BetrayedH Posted August 9, 2013 Posted August 9, 2013 The urge to confront can be pretty overwhelming, obviously. What sucks is that your situation is pretty typical. If you confront too early, they will lie, deny, minimize, and gaslight you (look that one up). The usual approach he will take now is to tell his OW that he has to lay low. And they will coordinate stories. Does she have a husband or boyfriend? If so, telling him what you know may help. But again, the affair partners have probably coordinated stories and formulated a plan for this. Usually, she will tell her husband that the wife of one of her "friends" has completely lost her mind and is making paranoid accusations of an affair. Sadly, if your "proof" is not definitive enough, the other woman's husband will tend to believe her and disbelieve you.

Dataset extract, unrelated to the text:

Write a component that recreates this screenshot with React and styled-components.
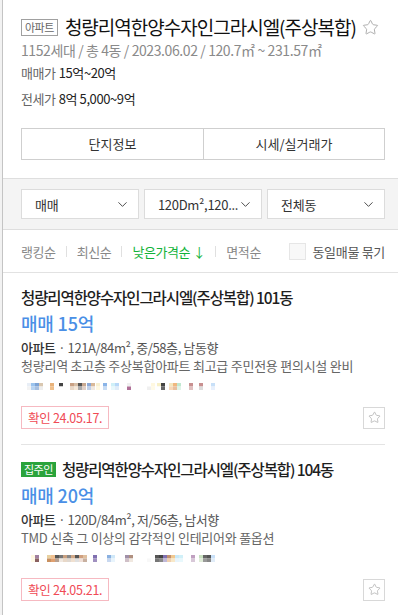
import React from 'react'
import styled, { createGlobalStyle } from 'styled-components'
import { ChevronDown, Star } from 'lucide-react'

const GlobalStyle = createGlobalStyle`
  html, body {
    margin: 0;
    padding: 0;
    background: #fff;
  }
  body {
    font-family: "Noto Sans CJK KR", "Noto Sans", sans-serif;
    color: #222;
  }
`

const Page = styled.div`
  display: flex;
  width: 398px;
  height: 615px;
  overflow: hidden;
`

const Gutter = styled.div`
  width: 2px;
  flex: none;
  background: #f2f2f2;
`

const Panel = styled.div`
  flex: 1;
  border-left: 1px solid #c4c4c4;
  min-width: 0;
`

const Section = styled.div`
  padding: 0 13px 0 18px;
`

const Header = styled(Section)`
  padding-top: 14px;
`

const TitleRow = styled.div`
  display: flex;
  align-items: center;
  height: 26px;
  gap: 7px;
`

const TypeBadge = styled.span`
  display: inline-flex;
  align-items: center;
  flex: none;
  height: 15px;
  padding: 0 3px;
  border: 1px solid #a0a0a0;
  color: #666;
  font-size: 11px;
  letter-spacing: -0.5px;
`

const ComplexName = styled.h1`
  margin: 0;
  font-size: 19px;
  font-weight: 400;
  letter-spacing: -1px;
  color: #111;
  line-height: 26px;
  white-space: nowrap;
`

const StarMark = styled(Star)`
  flex: none;
  color: #a8a8a8;
  margin-left: -1px;
`

const SubInfo = styled.div`
  height: 20px;
  line-height: 20px;
  font-size: 14px;
  color: #8a8a8a;
  letter-spacing: -0.4px;
`

const PriceLine = styled.div`
  height: 20px;
  line-height: 20px;
  margin-top: ${p => p.$gap}px;
  font-size: 13px;
  letter-spacing: -0.4px;
  color: #222;

  span {
    color: #666;
    margin-right: 3px;
  }
`

const Tabs = styled.div`
  display: grid;
  grid-template-columns: 1fr 1fr;
  margin-top: 19px;
  margin-bottom: 18px;
  border: 1px solid #cfcfcf;
`

const Tab = styled.div`
  height: 30px;
  line-height: 30px;
  text-align: center;
  font-size: 13px;
  color: #333;
  & + & {
    border-left: 1px solid #cfcfcf;
  }
`

const FilterBand = styled.div`
  display: grid;
  grid-template-columns: 1fr 1fr 1fr;
  gap: 5px;
  padding: 10px 13px 10px 18px;
  background: #f4f4f4;
  border-top: 1px solid #dedede;
  border-bottom: 1px solid #dedede;
`

const Select = styled.div`
  display: flex;
  align-items: center;
  justify-content: space-between;
  height: 28px;
  padding: 0 8px 0 13px;
  background: #fff;
  border: 1px solid #dcdcdc;
  font-size: 13px;
  color: #333;
  letter-spacing: -0.3px;
  white-space: nowrap;
`

const SortRow = styled.div`
  display: flex;
  align-items: center;
  height: 42px;
  padding: 0 13px 0 18px;
  border-bottom: 1px solid #e2e2e2;
`

const SortItem = styled.span`
  font-size: 13px;
  letter-spacing: -0.4px;
  color: ${p => (p.$active ? '#12b33a' : '#888')};
`

const Sep = styled.span`
  width: 1px;
  height: 11px;
  margin: 0 10px;
  background: #e0e0e0;
`

const Bundle = styled.label`
  display: flex;
  align-items: center;
  gap: 6px;
  margin-left: auto;
  font-size: 13px;
  color: #555;
  letter-spacing: -0.3px;
`

const Check = styled.span`
  width: 15px;
  height: 15px;
  border: 1px solid #e6e6e6;
  background: #f8f8f8;
`

const Item = styled.div`
  margin: 0 13px 0 18px;
  padding: 12px 0 15px;
  border-bottom: 1px solid #e4e4e4;
`

const ItemTitle = styled.div`
  display: flex;
  align-items: center;
  gap: 6px;
  height: 24px;
  font-size: 15.5px;
  font-weight: 500;
  letter-spacing: -1.1px;
  color: #1e1e1e;
  white-space: nowrap;
`

const OwnerBadge = styled.span`
  display: inline-flex;
  align-items: center;
  height: 15px;
  padding: 0 3px;
  background: #2aa33b;
  color: #fff;
  font-size: 11px;
  font-weight: 400;
  letter-spacing: -0.5px;
`

const Price = styled.div`
  margin-top: 1px;
  height: 26px;
  line-height: 26px;
  font-size: 18px;
  font-weight: 500;
  color: #4a8fe6;
  letter-spacing: -0.2px;
`

const Spec = styled.div`
  margin-top: 3px;
  line-height: 18px;
  font-size: 13px;
  color: #555;
  letter-spacing: -0.4px;

  b {
    font-weight: 500;
    color: #333;
  }
`

const Desc = styled.div`
  line-height: 18px;
  font-size: 13px;
  color: #666;
  letter-spacing: -0.25px;
`

const Mosaic = styled.svg`
  display: block;
  margin-top: 8px;
`

const ItemFooter = styled.div`
  display: flex;
  align-items: center;
  justify-content: space-between;
  margin-top: 16px;
`

const Confirm = styled.span`
  display: inline-flex;
  align-items: center;
  height: 21px;
  padding: 0 6px;
  border: 1px solid #f6b9c1;
  color: #f04a55;
  font-size: 12.5px;
  letter-spacing: -0.3px;
`

const StarBox = styled.span`
  display: flex;
  align-items: center;
  justify-content: center;
  width: 20px;
  height: 20px;
  border: 1px solid #d8d8d8;
  color: #aaa;
`

const mosaics = [
  [
    [24, '#e8eef6', '#f3f3f3'], [28, '#9cc4ee', '#b8d4f2'], [32, '#7ea4d6', '#a8c0e0'],
    [36, '#d9c7b0', '#eee'], [47, '#e8b27a', '#f0c08c'], [56, '#444', '#fff'],
    [67, '#c9a184', '#e8d8c8'], [71, '#d8c0a8', '#f6e8d8'], [75, '#555', '#aaa'],
    [79, '#c8a890', '#e0d0c8'], [84, '#8aa8d8', '#c0d0e8'], [88, '#d8b898', '#f0e8e0'],
    [93, '#f8f0d0', '#fff8e0'], [100, '#8ab4e8', '#c8dcf4'], [108, '#d0f0f8', '#e8f8fc'],
    [112, '#b8d8f8', '#e0ecf8'], [124, '#f0f0f0', '#b07098'], [144, '#fff', '#f0f0f0'],
    [148, '#fff8e0', '#fffae8'], [154, '#f8f0c8', '#fff'], [158, '#444', '#666'],
    [166, '#f4e8c0', '#f8d8b8'], [170, '#f0b880', '#e8c0a0'], [174, '#c0e8d0', '#e0f4e8'],
    [186, '#c89090', '#e0c0c0'], [196, '#c89090', '#dcdcdc'], [208, '#c8e0f8', '#e8f0fc']
  ],
  [
    [28, '#fff8e0', '#fffae8'], [32, '#a080a0', '#8a6060'], [44, '#e8d0a0', '#c89060'],
    [48, '#f0c090', '#e0a070'], [52, '#555', '#b8a090'], [56, '#777', '#f0e8e0'],
    [60, '#c8a080', '#e8d8c8'], [64, '#888', '#e0d8d0'], [68, '#d0a888', '#f0e0d0'],
    [72, '#555', '#e0e0e0'], [76, '#d0a080', '#f0e0d8'], [80, '#e0c0a0', '#c8b0a0'],
    [90, '#8070b0', '#a090c0'], [104, '#8ab0e0', '#c8d8f0'], [108, '#d0e8f8', '#e8f4fc'],
    [122, '#a090a8', '#d0c0c8'], [126, '#b09080', '#f0e8e0'], [144, '#fff', '#f8f8f8'],
    [152, '#555', '#777'], [156, '#444', '#888'], [160, '#8070b0', '#c0b8d8'],
    [164, '#c09070', '#f0d0b0'], [168, '#f0c890', '#f8e8c8'], [172, '#c8e8f8', '#e8f4fc'],
    [176, '#d0f0f8', '#e8f8fc'], [188, '#c0a0c0', '#d8c8d8'], [196, '#c8e0c0', '#e0ecd8'],
    [200, '#666', '#999'], [204, '#555', '#888'], [208, '#c8e0f8', '#e0ecf8']
  ]
]

function Blur({ cells }) {
  return (
    <Mosaic width="220" height="7" viewBox="0 0 220 7">
      {cells.map(([x, top, bottom]) => (
        <g key={x}>
          <rect x={x - 18} y="0" width="4" height="3.5" fill={top} />
          <rect x={x - 18} y="3.5" width="4" height="3.5" fill={bottom} />
        </g>
      ))}
    </Mosaic>
  )
}

const listings = [
  {
    owner: false,
    title: '청량리역한양수자인그라시엘(주상복합) 101동',
    price: '매매 15억',
    spec: '121A/84m², 중/58층, 남동향',
    desc: '청량리역 초고층 주상복합아파트 최고급 주민전용 편의시설 완비',
    date: '24.05.17.',
    mosaic: mosaics[0]
  },
  {
    owner: true,
    title: '청량리역한양수자인그라시엘(주상복합) 104동',
    price: '매매 20억',
    spec: '120D/84m², 저/56층, 남서향',
    desc: 'TMD 신축 그 이상의 감각적인 인테리어와 풀옵션',
    date: '24.05.21.',
    mosaic: mosaics[1]
  }
]

export default function App() {
  return (
    <Page>
      <GlobalStyle />
      <Gutter />
      <Panel>
        <Header>
          <TitleRow>
            <TypeBadge>아파트</TypeBadge>
            <ComplexName>청량리역한양수자인그라시엘(주상복합)</ComplexName>
            <StarMark size={17} strokeWidth={1.3} />
          </TitleRow>
          <SubInfo>1152세대 / 총 4동 / 2023.06.02 / 120.7㎡ ~ 231.57㎡</SubInfo>
          <PriceLine $gap={3}>
            <span>매매가</span>15억~20억
          </PriceLine>
          <PriceLine $gap={6}>
            <span>전세가</span>8억 5,000~9억
          </PriceLine>
          <Tabs>
            <Tab>단지정보</Tab>
            <Tab>시세/실거래가</Tab>
          </Tabs>
        </Header>

        <FilterBand>
          <Select>
            매매 <ChevronDown size={15} strokeWidth={1.4} />
          </Select>
          <Select>
            120Dm²,120... <ChevronDown size={15} strokeWidth={1.4} />
          </Select>
          <Select>
            전체동 <ChevronDown size={15} strokeWidth={1.4} />
          </Select>
        </FilterBand>

        <SortRow>
          <SortItem>랭킹순</SortItem>
          <Sep />
          <SortItem>최신순</SortItem>
          <Sep />
          <SortItem $active>낮은가격순 ↓</SortItem>
          <Sep />
          <SortItem>면적순</SortItem>
          <Bundle>
            <Check />
            동일매물 묶기
          </Bundle>
        </SortRow>

        {listings.map(item => (
          <Item key={item.title}>
            <ItemTitle>
              {item.owner && <OwnerBadge>집주인</OwnerBadge>}
              {item.title}
            </ItemTitle>
            <Price>{item.price}</Price>
            <Spec>
              <b>아파트</b> · {item.spec}
            </Spec>
            <Desc>{item.desc}</Desc>
            <Blur cells={item.mosaic} />
            <ItemFooter>
              <Confirm>확인 {item.date}</Confirm>
              <StarBox>
                <Star size={13} strokeWidth={1.3} />
              </StarBox>
            </ItemFooter>
          </Item>
        ))}
      </Panel>
    </Page>
  )
}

You may be best off to play dumb and employ other methods to catch them again. GPS units and keyloggers come to mind. 1
HopingAgain Posted August 9, 2013 Posted August 9, 2013 You know what you heard! Come on, believe in YOURSELF! I caught mine almost the exact same way only by accident and he tried to talk his way out of it too! Don't let him do this to you because you don't want to believe it! I know it hurts but you HEARD his voice lying and talking to her. You heard the kiss. Don't try to persuade yourself otherwise. You have the proof you need. Tell him to come clean or get the hell out, and MEAN it! Once he knows he can't weasel his way out of trouble the truth will start to come out Listen to the VAR again if you have to convnince yourself. I am so sorry. 2
Author Heather1028 Posted August 9, 2013 Author Posted August 9, 2013 Yes, I do know what I heard. I can't say I have no doubts, but I totally get the gaslight reference above. I am not the jealous type and all the snooping the last few weeks and betraying the trust of someone I should trust implicitly by placing a recorder in his car has just felt wrong. It has also been emotionally exhausting. I cannot believe that he would let me feel like I was totally to blame because he seems to feel like that is the only way to keep me from knowing the truth. Don't get me wrong I do not feel that I am in the wrong. But he was clearly willing for me to feel that way to keep from confronting this. Trust me when I say that outside of THIS he is a caring, kind and loving man.